Project Company structure and the Partnership Contract

A Government Entity may elect to jointly participate in the project with the bidder, but this is subject to the Project Company being established as an LLC. If the Government Entity chooses not to participate by way of an LLC, the successful bidder must establish an SPV, the sole purpose of which will be to undertake the project. Further Resolutions are needed to clarify the requirements for SPVs. If a bidder is authorised to use an existing company to undertake the project, the approval of the DoF is required to ensure the company has the requisite financial and technical capabilities.

Many of the terms addressed in the Partnership Contract, including intellectual property rights, termination provisions and Emiratisation quotas, reflect standard provisions under comparable PPP contracts. Under the Dubai PPP Law, the term of the Partnership Contract is agreed between the parties, but may not exceed 30 years from the date of the execution of the contact. Any disputes arising under the Partnership Contract must be resolved in Dubai (by way of arbitration or otherwise).

Gaps in the new law

As the Resolutions accompanying the Dubai PPP Law are yet to be issued, the new law is currently silent on a number of matters, including:

  • How ownership of an SPV will work with the 49% restriction on foreign shareholding under the UAE Commercial Companies Law. For example, will further legislation be passed to alter the local ownership rule or, as seems more likely, either the government will mandate that a Government Entity holds 51- 60% of the shares in the SPV or a consortium is formed with local (UAE or qualifying GCC) investors having a majority interest.
  • No specificity is given on the licensing requirements of the SPV. Further legislation may clarify this or it may be that SPVs will be required to be licensed in the ordinary way by the Department of Economic Development.
  • Whether the Dubai government will issue government guarantees to secure the offtake payment obligations of the contracting Government Entity.

PPP in the region

At present there is no similar PPP legislation in place in Qatar, although a number of projects based on a PPP delivery method have been undertaken there, including a recent project to procure the construction of workers’ accommodation. A working party in Qatar’s Ministry of Economy and Commerce is in the process of assessing existing PPP models in other countries with a view to developing draft PPP legislation in Qatar.

A structural shift in Saudi public spending plans has recently been mooted with the country increasingly looking at using shari’a-compliant PPP to finance its infrastructure plans, particularly in transport, education and healthcare. Supporters of PPP point to its successful implementation in the new US$1.2bn Prince Mohammed bin Abdul-Aziz International Airport terminal in Medina.

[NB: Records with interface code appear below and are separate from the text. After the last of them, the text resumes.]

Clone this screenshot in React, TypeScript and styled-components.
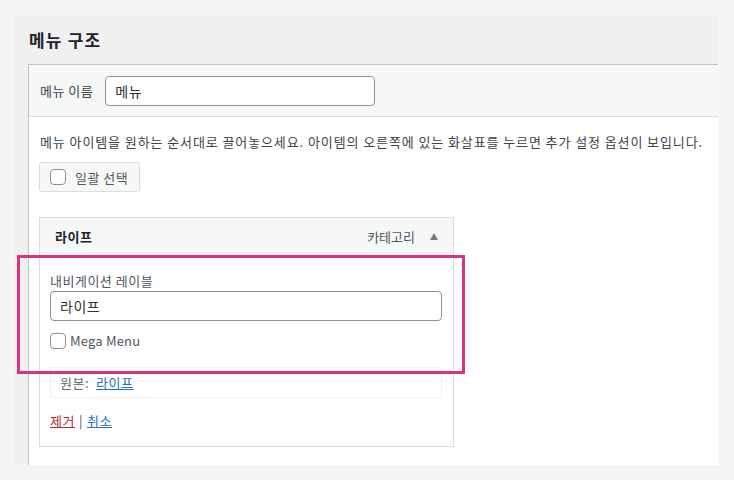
import React from 'react';
import styled, {createGlobalStyle} from "styled-components";

const GlobalStyle = createGlobalStyle`
    html, body {
      margin: 0;
      padding: 0;
      background: #f5f5f5;
    }
    body {
      font-family: "Noto Sans CJK KR", "Noto Sans", sans-serif;
      font-size: 13px;
      letter-spacing: 0.5px;
      color: #3c434a;
    }
`

const Page = styled.div`
    padding: 15px 16px 15px 15px;
`

const Panel = styled.div`
    background: #f0f0f1;
    height: 450px;
    padding-left: 13px;
    display: flex;
    flex-direction: column;
`

const PanelTitle = styled.h2`
    margin: 0;
    height: 49px;
    display: flex;
    align-items: center;
    padding-left: 1px;
    font-size: 17px;
    font-weight: 700;
    letter-spacing: 1.2px;
    color: #1d2327;
`

const MenuBox = styled.div`
    flex: 1;
    border-top: 1px solid #c3c4c7;
    border-left: 1px solid #c3c4c7;
    background: #fff;
    display: flex;
    flex-direction: column;
`

const NameRow = styled.div`
    height: 51px;
    background: #f6f7f7;
    border-bottom: 1px solid #dcdcde;
    display: flex;
    align-items: center;
    gap: 12px;
    padding-left: 11px;
`

const Label = styled.label`
    font-size: 13px;
    color: #3c434a;
`

const TextInput = styled.div<{ $width?: number }>`
    box-sizing: border-box;
    width: ${p => p.$width ? `${p.$width}px` : '100%'};
    height: 30px;
    border: 1px solid #8c8f94;
    border-radius: 4px;
    background: #fff;
    padding: 0 9px;
    display: flex;
    align-items: center;
    font-size: 14px;
    color: #2c3338;
`

const Body = styled.div`
    padding: 14px 0 0 10px;
    display: flex;
    flex-direction: column;
    align-items: flex-start;
`

const Hint = styled.p`
    margin: 0 0 0 1px;
    line-height: 22px;
    font-size: 13px;
    letter-spacing: 0.9px;
    color: #3c434a;
`

const BulkButton = styled.div`
    margin-top: 9px;
    box-sizing: border-box;
    width: 101px;
    height: 30px;
    border: 1px solid #dcdcde;
    border-radius: 3px;
    background: #f6f7f7;
    display: flex;
    align-items: center;
    gap: 9px;
    padding-left: 10px;
    font-size: 13px;
    color: #50575e;
`

const Check = styled.span`
    box-sizing: border-box;
    width: 16px;
    height: 16px;
    border: 1px solid #8c8f94;
    border-radius: 4px;
    background: #fff;
    flex-shrink: 0;
`

const Card = styled.div`
    position: relative;
    margin-top: 25px;
    box-sizing: border-box;
    width: 415px;
    border: 1px solid #dcdcde;
    background: #fff;
`

const CardHead = styled.div`
    height: 37px;
    background: #f6f7f7;
    display: flex;
    align-items: center;
    padding: 0 15px;
`

const CardTitle = styled.span`
    font-weight: 700;
    font-size: 13px;
    color: #1d2327;
    flex: 1;
`

const CardType = styled.span`
    font-size: 13px;
    letter-spacing: 0;
    color: #50575e;
`

const Arrow = styled.span`
    margin-left: 15px;
    width: 0;
    height: 0;
    border-left: 4px solid transparent;
    border-right: 4px solid transparent;
    border-bottom: 7px solid #787c82;
`

const Settings = styled.div`
    padding: 16px 11px 0 10px;
    display: flex;
    flex-direction: column;
`

const FieldLabel = styled.div`
    line-height: 20px;
    font-size: 13px;
    color: #50575e;
`

const CheckRow = styled.div`
    margin-top: 10px;
    display: flex;
    align-items: center;
    gap: 4px;
    font-size: 13px;
    letter-spacing: 0.2px;
    color: #50575e;
`

const OriginBox = styled.div`
    margin-top: 17px;
    height: 29px;
    border: 1px solid #f0f0f1;
    display: flex;
    align-items: center;
    gap: 7px;
    padding-left: 9px;
    font-size: 13px;
    color: #646970;
`

const Link = styled.a<{ $danger?: boolean }>`
    color: ${p => p.$danger ? '#b32d2e' : '#2271b1'};
    text-decoration: underline;
`

const Actions = styled.div`
    margin: 13px 0 15px;
    line-height: 20px;
    font-size: 13px;
    color: #50575e;
    display: flex;
    gap: 4px;
`

const Highlight = styled.div`
    position: absolute;
    left: -23px;
    top: 37px;
    width: 448px;
    height: 119px;
    box-sizing: border-box;
    border: 3px solid #d63384;
    pointer-events: none;
`

const App = () => {
    return (
        <Page>
            <GlobalStyle/>
            <Panel>
                <PanelTitle>메뉴 구조</PanelTitle>
                <MenuBox>
                    <NameRow>
                        <Label>메뉴 이름</Label>
                        <TextInput $width={270}>메뉴</TextInput>
                    </NameRow>
                    <Body>
                        <Hint>메뉴 아이템을 원하는 순서대로 끌어놓으세요. 아이템의 오른쪽에 있는 화살표를 누르면 추가 설정 옵션이 보입니다.</Hint>
                        <BulkButton>
                            <Check/>
                            일괄 선택
                        </BulkButton>
                        <Card>
                            <CardHead>
                                <CardTitle>라이프</CardTitle>
                                <CardType>카테고리</CardType>
                                <Arrow/>
                            </CardHead>
                            <Settings>
                                <FieldLabel>내비게이션 레이블</FieldLabel>
                                <TextInput>라이프</TextInput>
                                <CheckRow>
                                    <Check/>
                                    Mega Menu
                                </CheckRow>
                                <OriginBox>
                                    원본: <Link>라이프</Link>
                                </OriginBox>
                                <Actions>
                                    <Link $danger>제거</Link>|<Link>취소</Link>
                                </Actions>
                            </Settings>
                            <Highlight/>
                        </Card>
                    </Body>
                </MenuBox>
            </Panel>
        </Page>
    );
};

export default App;
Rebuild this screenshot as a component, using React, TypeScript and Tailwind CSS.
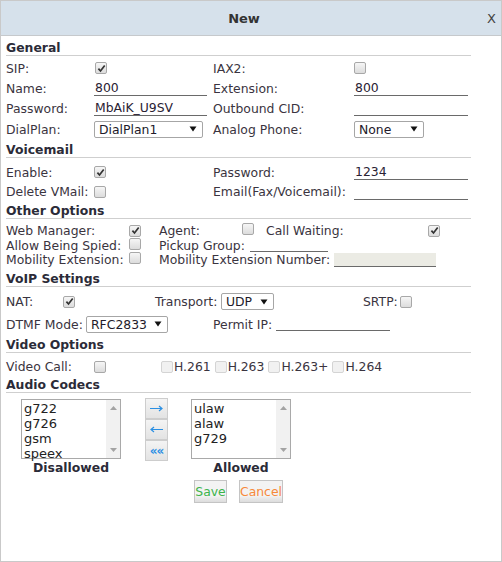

Opened in July 2015, it was constructed by a consortium including Saudi and Turkish contractors, under a 25 year Build-Own-Operate agreement.

The government of Kuwait recently introduced a new PPP law (Law No. 116 of 2014) which supersedes the old law. This has seen a rise in the flow of deals, with requests for proposals for projects in the transport, health and education sectors hitting the market in Kuwait.

PPP – the way forward

To date we have seen and been involved with the delivery of successful PPP projects in Dubai that have been implemented under the existing water and electricity law, but without recourse to a PPP-specific enabling legislation. So why is a PPP law needed?

The introduction of the Dubai PPP Law demonstrates the government’s commitment to the private sector and shows that there is a clear road map for the development of infrastructure in the Emirate. It also provides an opportunity for the private sector to devise and propose projects. The provision of a clear legal basis for a project reduces the potential for conflicting laws and ambiguous procurement rules and practices. It is likely to strengthen investor, developer and lender confidence.